Practical Implications for Investors and Businesses
For investors, the AI infrastructure race reinforces the need to distinguish between narrative momentum and financial validation. Monitoring the gap between capex growth and revenue expansion, hyperscaler margin evolution, GPU pricing trends, and utilization metrics becomes increasingly important. Infrastructure suppliers may benefit from extended demand visibility, while hyperscalers face pressure to demonstrate capital efficiency.
For businesses, AI adoption decisions increasingly intersect with compute economics, vendor dependency, and long-term cost structures.
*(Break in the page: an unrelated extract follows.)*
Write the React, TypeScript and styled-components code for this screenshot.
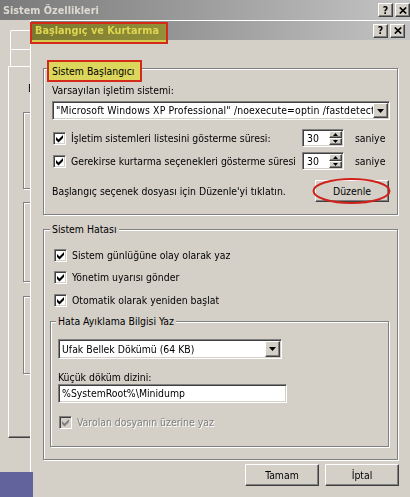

Access to scalable AI capacity remains attractive, yet pricing dynamics and infrastructure concentration introduce strategic considerations around resilience and flexibility.
Conclusion
The 650 billion dollar AI infrastructure race represents a structural reconfiguration of the technology sector. Capital intensity is redefining competitive advantage, reshaping valuation frameworks, and introducing new layers of systemic risk. AI remains a transformative long-term theme, but the scale of investment ensures that volatility, efficiency, and capital discipline will determine how value is ultimately distributed.
AI is no longer limited by what models can do, but by how sustainably the world can finance, power, and scale them.